I wanted to make some comments on Service Level Agreements (SLAs), so we interrupt our scheduled Part 2 on 16GB Cloud Databases. A Service Level Agreement establishes both an expectation between a service provider and a customer of the level of service to be provided, and often a contractual commitment as well. There are three ways to establish an SLA. First, you can just pull it out of your a**. Basically the customer says I want an availability SLA of 99.9999999 and you say “Yes, Sir!”, even though that is impossible to deliver. Maybe when it comes to contractual commitments you include so many exclusions that it becomes possible (e.g., “outages don’t count against availability calculations for SLA purposes”, would be a good start). Second, you can figure out what is theoretically possible based on your design. I’d also prefer my SLAs be based on actual data, not just what math says should be possible. So the third way is math plus data. But even that turns out to be nuanced. You can influence it both by the exclusions (e.g., customer caused outages don’t count is a pretty obvious, and valid, one), and by what penalties you are willing to accept when you miss the SLA.
When you miss an SLA you are penalized in two ways. Contractually there may be financial penalties, such as a 10% reduction in your bill, for missing the SLA. An SLA will eventually be breached. When you establish the SLA based on data and math, you know what the financial penalties of those breaches will be. You can pick the SLA based on what level of financial cost you are willing to accept. In other words, SLA breaches just become a cost of doing business. What’s the difference between an SLA calling for 99.9%, 99.95%, 99.99%, or 99.999% uptimes? Just an increase in your cost of good sold.
The second penalty is reputation risk. When you breach an SLA it causes harm to your reputation. If a customer runs years before having an SLA breach, that breach does little to damage your customer relationship. As long as you don’t breach the SLA again for a long time. If you breach SLAs frequently, customers learn they can’t trust your service. They may even seek alternatives.

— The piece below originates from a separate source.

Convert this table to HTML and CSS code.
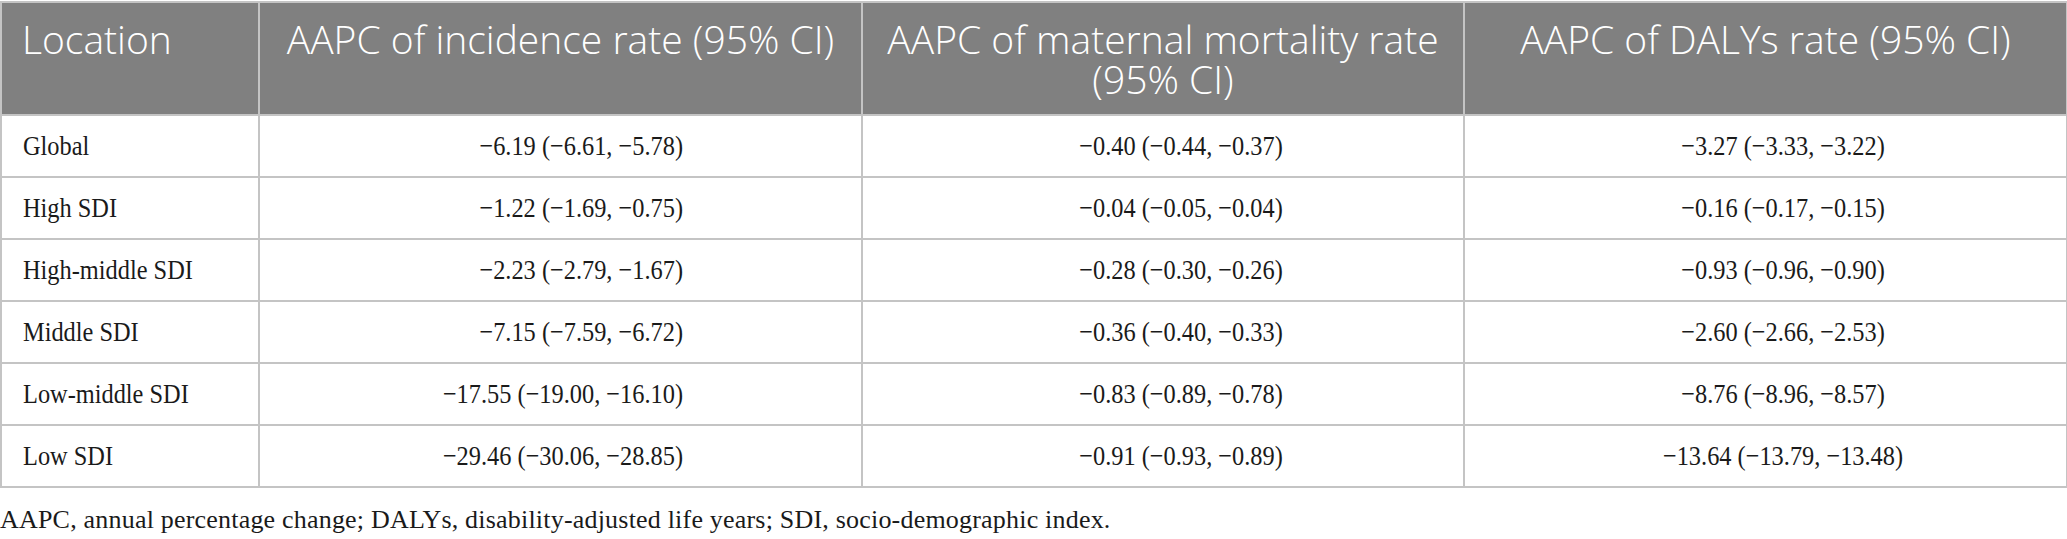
FILE: index.html
```html
<!DOCTYPE html>
<html lang="en">
<head>
<meta charset="utf-8">
<title>AAPC table</title>
<link rel="stylesheet" href="styles.css">
</head>
<body>
<div class="wrap">
<table class="data">
  <colgroup>
    <col class="c1"><col class="c2"><col class="c3"><col class="c4">
  </colgroup>
  <thead>
    <tr>
      <th class="left">Location</th>
      <th>AAPC of incidence rate (95% CI)</th>
      <th>AAPC of maternal mortality rate<br>(95% CI)</th>
      <th>AAPC of DALYs rate (95% CI)</th>
    </tr>
  </thead>
  <tbody>
    <tr><td class="left"><span class="t">Global</span></td><td class="inc"><span class="t">−6.19 (−6.61, −5.78)</span></td><td class="mid"><span class="t">−0.40 (−0.44, −0.37)</span></td><td class="mid"><span class="t">−3.27 (−3.33, −3.22)</span></td></tr>
    <tr><td class="left"><span class="t">High SDI</span></td><td class="inc"><span class="t">−1.22 (−1.69, −0.75)</span></td><td class="mid"><span class="t">−0.04 (−0.05, −0.04)</span></td><td class="mid"><span class="t">−0.16 (−0.17, −0.15)</span></td></tr>
    <tr><td class="left"><span class="t">High-middle SDI</span></td><td class="inc"><span class="t">−2.23 (−2.79, −1.67)</span></td><td class="mid"><span class="t">−0.28 (−0.30, −0.26)</span></td><td class="mid"><span class="t">−0.93 (−0.96, −0.90)</span></td></tr>
    <tr><td class="left"><span class="t">Middle SDI</span></td><td class="inc"><span class="t">−7.15 (−7.59, −6.72)</span></td><td class="mid"><span class="t">−0.36 (−0.40, −0.33)</span></td><td class="mid"><span class="t">−2.60 (−2.66, −2.53)</span></td></tr>
    <tr><td class="left"><span class="t">Low-middle SDI</span></td><td class="inc"><span class="t">−17.55 (−19.00, −16.10)</span></td><td class="mid"><span class="t">−0.83 (−0.89, −0.78)</span></td><td class="mid"><span class="t">−8.76 (−8.96, −8.57)</span></td></tr>
    <tr><td class="left"><span class="t">Low SDI</span></td><td class="inc"><span class="t">−29.46 (−30.06, −28.85)</span></td><td class="mid"><span class="t">−0.91 (−0.93, −0.89)</span></td><td class="mid"><span class="t">−13.64 (−13.79, −13.48)</span></td></tr>
  </tbody>
</table>
<p class="note">AAPC, annual percentage change; DALYs, disability-adjusted life years; SDI, socio-demographic index.</p>
</div>
</body>
</html>
```
FILE: styles.css
```css
html, body {
  margin: 0;
  padding: 0;
  background: #ffffff;
}
.wrap {
  width: 2066px;
  padding-top: 1px;
}
.data {
  width: 2066px;
  border-collapse: collapse;
  table-layout: fixed;
}
.c1 { width: 258px; }
.c2 { width: 603px; }
.c3 { width: 602px; }
.c4 { width: 603px; }
.data th, .data td {
  border: 2px solid #c4c4c4;
}
.data th {
  background: #808080;
  color: #ffffff;
  font-family: "Open Sans", "Noto Sans", sans-serif;
  font-weight: 300;
  font-size: 39px;
  line-height: 40px;
  text-align: center;
  vertical-align: top;
  height: 113px;
  box-sizing: border-box;
  padding: 16px 4px 0;
  white-space: nowrap;
}
.data th.left {
  text-align: left;
  padding-left: 20px;
}
.data td {
  font-family: "Liberation Serif", "Times New Roman", serif;
  font-size: 28px;
  color: #1a1a1a;
  text-align: center;
  vertical-align: middle;
  height: 62px;
  box-sizing: border-box;
  padding: 0 10px;
  white-space: nowrap;
}
.data td .t {
  display: inline-block;
  transform: scaleX(0.87);
  transform-origin: center center;
}
.data td.left {
  text-align: left;
  padding-left: 21px;
}
.data td.left .t {
  transform-origin: left center;
}
.data td.inc {
  text-align: right;
  padding-right: 178px;
}
.data td.inc .t {
  transform-origin: right center;
}
.data td.mid {
  padding-left: 46px;
}
.note {
  margin: 17px 0 0;
  font-family: "Liberation Serif", "Times New Roman", serif;
  font-size: 26px;
  letter-spacing: 0.2px;
  color: #1a1a1a;
  line-height: 30px;
}
```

Customers don’t even care about the financial penalties of an SLA breach. Those are trivial compared to the cost of the breach to their business. Meeting the SLA is what they really want. They see the financial penalty as an incentive for you to meet your SLA. The service provider’s accountants and lawyers will certainly want to make sure the business plans accomodate the SLA breaches, but as long as it does they will accept the SLA breaches.
A service provider willing to absorb a higher financial penalty from SLA breaches, and with a low concern for reputational risk, can set an SLA that they can’t consistently meet. A service provider with great concern for reputational risk will set an SLA they can consistently meet, even if it means that SLA is lower than its competitors. The former favors the marketing advantage of a high SLA, the latter favors actual customer experience.
Which would you rather have, a service that claims 99.999% availability but only delivers it 99.9% of the time, or one that claims 99.99% availability and delivers it 99.99% of the time? The 5 9s SLA sounds great, but it has 10x the breaches of the 4 9s SLA! Do you want an SLA that your service provider almost always meets or one that sounds, and is, too good to be true?
Personally I’ll take the consistent SLA, for two reasons. First, because I can and will design around an SLA I can trust. But one that is fictional will cause me to make bad decisions. Second, because the service provider giving me an SLA that will reflect my actual experience is a service provider I can trust.
Bottom line, take SLAs with a large grain of salt. Particularly when you can’t tell how often the SLA is breached. Moreso if a service provider offers an SLA before having gained a significant amount of operational experience. And if you can get a service provider to tell you how often they breach their SLA, more power to you.